#### Problem statement
From the line that holds "Write a component" down to the last line of the listing below, reproduce each line exactly and nothing more, omitting pictures.

-- BEGIN Provided material --

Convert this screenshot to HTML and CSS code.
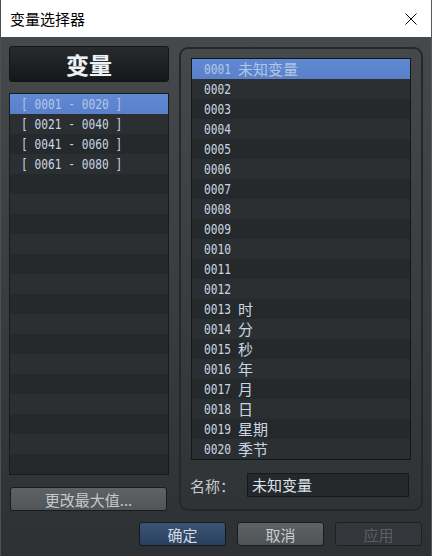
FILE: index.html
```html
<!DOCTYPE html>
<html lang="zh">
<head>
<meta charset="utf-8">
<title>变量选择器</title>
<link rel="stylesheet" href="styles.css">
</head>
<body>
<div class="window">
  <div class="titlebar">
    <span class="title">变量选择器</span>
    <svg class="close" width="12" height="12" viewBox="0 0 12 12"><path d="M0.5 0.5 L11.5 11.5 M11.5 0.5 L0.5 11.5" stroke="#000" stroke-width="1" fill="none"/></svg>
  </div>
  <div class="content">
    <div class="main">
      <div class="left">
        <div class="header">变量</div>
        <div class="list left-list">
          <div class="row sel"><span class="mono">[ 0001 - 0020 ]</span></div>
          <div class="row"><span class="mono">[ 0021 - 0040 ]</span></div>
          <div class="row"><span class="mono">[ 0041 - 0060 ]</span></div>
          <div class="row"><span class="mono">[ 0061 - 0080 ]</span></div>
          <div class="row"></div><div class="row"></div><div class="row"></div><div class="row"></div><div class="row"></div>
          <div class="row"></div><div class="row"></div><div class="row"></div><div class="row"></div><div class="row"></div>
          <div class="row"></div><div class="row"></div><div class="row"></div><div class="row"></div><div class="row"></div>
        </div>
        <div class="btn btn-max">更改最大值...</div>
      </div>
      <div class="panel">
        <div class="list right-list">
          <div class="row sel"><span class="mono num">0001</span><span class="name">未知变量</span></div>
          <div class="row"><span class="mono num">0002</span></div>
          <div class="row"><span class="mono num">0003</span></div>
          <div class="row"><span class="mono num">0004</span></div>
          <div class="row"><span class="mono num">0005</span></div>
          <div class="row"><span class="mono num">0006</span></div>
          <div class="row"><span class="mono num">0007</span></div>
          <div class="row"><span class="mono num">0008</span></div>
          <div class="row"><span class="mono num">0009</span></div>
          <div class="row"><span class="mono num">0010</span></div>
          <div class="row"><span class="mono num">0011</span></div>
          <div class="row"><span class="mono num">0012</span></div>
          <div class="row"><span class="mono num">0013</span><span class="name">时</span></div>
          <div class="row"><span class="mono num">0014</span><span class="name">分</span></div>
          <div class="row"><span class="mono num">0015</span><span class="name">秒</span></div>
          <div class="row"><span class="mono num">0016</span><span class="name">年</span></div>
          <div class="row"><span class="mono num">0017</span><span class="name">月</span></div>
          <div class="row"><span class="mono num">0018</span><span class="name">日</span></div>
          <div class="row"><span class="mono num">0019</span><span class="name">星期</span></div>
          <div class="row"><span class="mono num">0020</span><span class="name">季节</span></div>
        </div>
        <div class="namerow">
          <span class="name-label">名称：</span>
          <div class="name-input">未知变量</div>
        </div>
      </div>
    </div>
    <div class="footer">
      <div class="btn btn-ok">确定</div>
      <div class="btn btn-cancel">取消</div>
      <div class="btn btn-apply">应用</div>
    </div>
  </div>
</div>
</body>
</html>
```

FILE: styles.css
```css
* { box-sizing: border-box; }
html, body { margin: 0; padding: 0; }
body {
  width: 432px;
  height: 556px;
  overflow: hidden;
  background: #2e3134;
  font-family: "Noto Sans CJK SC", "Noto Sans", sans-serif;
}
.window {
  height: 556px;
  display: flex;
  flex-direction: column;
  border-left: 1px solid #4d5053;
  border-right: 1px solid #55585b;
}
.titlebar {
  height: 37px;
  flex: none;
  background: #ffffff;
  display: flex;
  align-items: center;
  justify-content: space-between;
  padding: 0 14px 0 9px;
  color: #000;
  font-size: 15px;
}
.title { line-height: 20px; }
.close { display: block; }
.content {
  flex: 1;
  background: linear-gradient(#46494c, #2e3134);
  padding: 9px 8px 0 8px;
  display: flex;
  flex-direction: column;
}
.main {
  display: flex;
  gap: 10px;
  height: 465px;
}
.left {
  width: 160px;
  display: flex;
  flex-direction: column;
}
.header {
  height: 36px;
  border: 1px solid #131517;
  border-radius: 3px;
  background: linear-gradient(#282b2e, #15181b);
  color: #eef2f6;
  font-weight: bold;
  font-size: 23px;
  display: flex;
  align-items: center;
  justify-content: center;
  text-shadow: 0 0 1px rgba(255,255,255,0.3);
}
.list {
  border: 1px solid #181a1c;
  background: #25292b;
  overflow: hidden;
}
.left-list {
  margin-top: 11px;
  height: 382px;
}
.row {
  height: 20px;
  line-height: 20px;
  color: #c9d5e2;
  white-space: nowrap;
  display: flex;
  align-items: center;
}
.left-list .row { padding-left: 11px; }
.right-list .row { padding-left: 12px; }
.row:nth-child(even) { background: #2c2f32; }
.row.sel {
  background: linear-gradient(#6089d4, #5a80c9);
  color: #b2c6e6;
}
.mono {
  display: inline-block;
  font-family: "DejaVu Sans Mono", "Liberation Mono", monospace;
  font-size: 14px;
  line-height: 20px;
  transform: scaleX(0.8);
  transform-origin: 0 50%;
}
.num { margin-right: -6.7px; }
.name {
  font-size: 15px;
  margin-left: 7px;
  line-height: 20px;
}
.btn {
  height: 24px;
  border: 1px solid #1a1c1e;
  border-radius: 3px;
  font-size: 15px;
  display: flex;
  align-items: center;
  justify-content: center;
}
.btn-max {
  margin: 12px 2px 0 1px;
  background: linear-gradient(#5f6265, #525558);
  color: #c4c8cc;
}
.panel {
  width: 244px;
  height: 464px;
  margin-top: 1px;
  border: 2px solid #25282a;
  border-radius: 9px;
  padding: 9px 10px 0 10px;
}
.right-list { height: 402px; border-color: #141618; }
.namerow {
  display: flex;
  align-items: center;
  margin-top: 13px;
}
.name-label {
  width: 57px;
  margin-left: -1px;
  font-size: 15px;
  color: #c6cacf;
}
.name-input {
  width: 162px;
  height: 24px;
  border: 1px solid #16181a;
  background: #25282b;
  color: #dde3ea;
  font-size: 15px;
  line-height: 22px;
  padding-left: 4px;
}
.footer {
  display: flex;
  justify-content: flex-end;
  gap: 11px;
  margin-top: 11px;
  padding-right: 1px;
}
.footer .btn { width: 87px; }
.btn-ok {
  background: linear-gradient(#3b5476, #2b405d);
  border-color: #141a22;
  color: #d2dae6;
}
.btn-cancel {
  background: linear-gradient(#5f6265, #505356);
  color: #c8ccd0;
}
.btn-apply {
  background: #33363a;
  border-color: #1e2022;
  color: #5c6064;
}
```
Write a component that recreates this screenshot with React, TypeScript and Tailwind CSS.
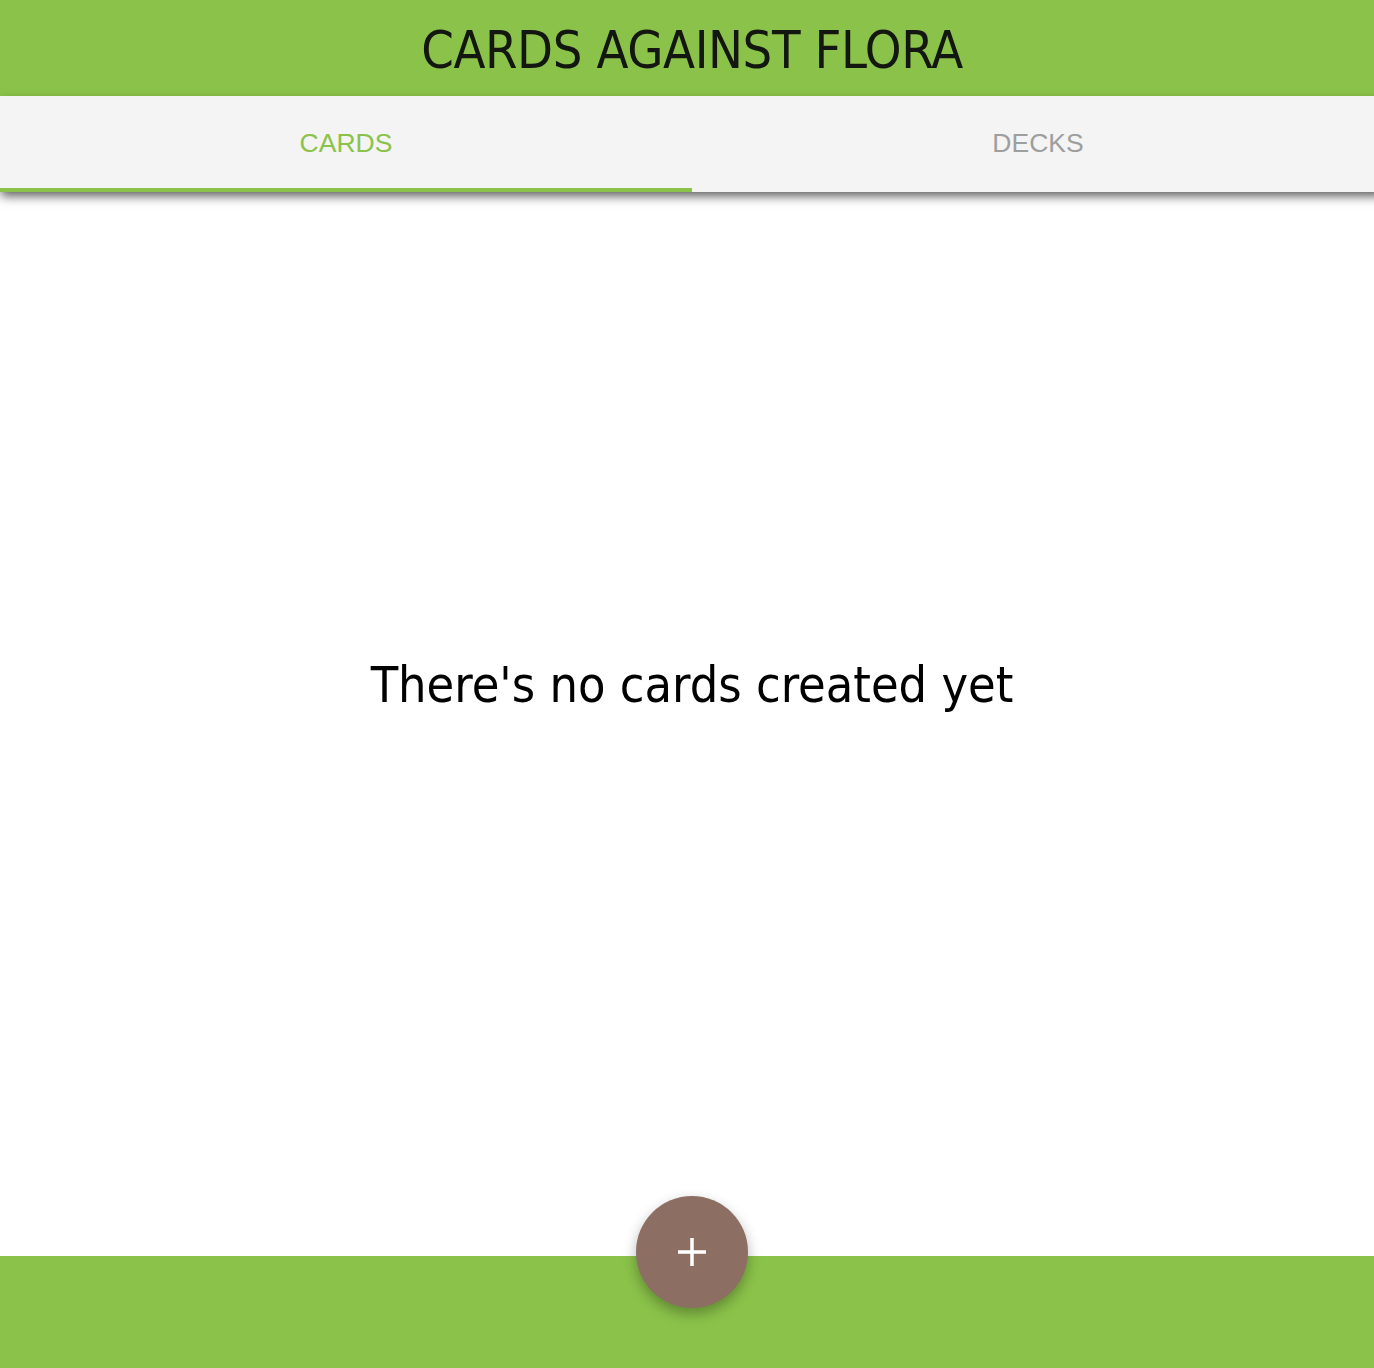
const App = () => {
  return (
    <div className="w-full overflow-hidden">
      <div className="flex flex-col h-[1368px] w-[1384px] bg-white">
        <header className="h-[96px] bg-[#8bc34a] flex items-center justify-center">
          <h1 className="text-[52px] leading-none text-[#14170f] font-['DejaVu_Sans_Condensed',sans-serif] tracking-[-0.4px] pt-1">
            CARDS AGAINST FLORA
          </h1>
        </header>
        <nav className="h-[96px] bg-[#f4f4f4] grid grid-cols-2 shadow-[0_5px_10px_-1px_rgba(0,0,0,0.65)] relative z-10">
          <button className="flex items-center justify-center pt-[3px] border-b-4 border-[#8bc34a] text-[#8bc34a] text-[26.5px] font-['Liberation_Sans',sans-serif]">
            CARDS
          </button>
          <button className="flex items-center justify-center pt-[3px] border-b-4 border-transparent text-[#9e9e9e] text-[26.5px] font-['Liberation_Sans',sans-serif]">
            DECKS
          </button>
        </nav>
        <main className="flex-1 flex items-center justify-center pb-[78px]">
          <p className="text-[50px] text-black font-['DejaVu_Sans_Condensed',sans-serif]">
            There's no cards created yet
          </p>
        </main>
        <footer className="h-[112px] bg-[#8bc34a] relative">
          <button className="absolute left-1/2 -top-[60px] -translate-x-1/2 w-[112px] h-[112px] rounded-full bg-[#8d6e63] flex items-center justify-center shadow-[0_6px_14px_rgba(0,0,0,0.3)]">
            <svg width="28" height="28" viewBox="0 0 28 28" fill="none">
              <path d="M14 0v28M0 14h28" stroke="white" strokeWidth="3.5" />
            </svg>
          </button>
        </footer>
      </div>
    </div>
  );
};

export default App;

-- END Provided material --

#### Solved exercise
Write a component that recreates this screenshot with React, TypeScript and Tailwind CSS.
const App = () => {
  return (
    <div className="w-full overflow-hidden">
      <div className="flex flex-col h-[1368px] w-[1384px] bg-white">
        <header className="h-[96px] bg-[#8bc34a] flex items-center justify-center">
          <h1 className="text-[52px] leading-none text-[#14170f] font-['DejaVu_Sans_Condensed',sans-serif] tracking-[-0.4px] pt-1">
            CARDS AGAINST FLORA
          </h1>
        </header>
        <nav className="h-[96px] bg-[#f4f4f4] grid grid-cols-2 shadow-[0_5px_10px_-1px_rgba(0,0,0,0.65)] relative z-10">
          <button className="flex items-center justify-center pt-[3px] border-b-4 border-[#8bc34a] text-[#8bc34a] text-[26.5px] font-['Liberation_Sans',sans-serif]">
            CARDS
          </button>
          <button className="flex items-center justify-center pt-[3px] border-b-4 border-transparent text-[#9e9e9e] text-[26.5px] font-['Liberation_Sans',sans-serif]">
            DECKS
          </button>
        </nav>
        <main className="flex-1 flex items-center justify-center pb-[78px]">
          <p className="text-[50px] text-black font-['DejaVu_Sans_Condensed',sans-serif]">
            There's no cards created yet
          </p>
        </main>
        <footer className="h-[112px] bg-[#8bc34a] relative">
          <button className="absolute left-1/2 -top-[60px] -translate-x-1/2 w-[112px] h-[112px] rounded-full bg-[#8d6e63] flex items-center justify-center shadow-[0_6px_14px_rgba(0,0,0,0.3)]">
            <svg width="28" height="28" viewBox="0 0 28 28" fill="none">
              <path d="M14 0v28M0 14h28" stroke="white" strokeWidth="3.5" />
            </svg>
          </button>
        </footer>
      </div>
    </div>
  );
};

export default App;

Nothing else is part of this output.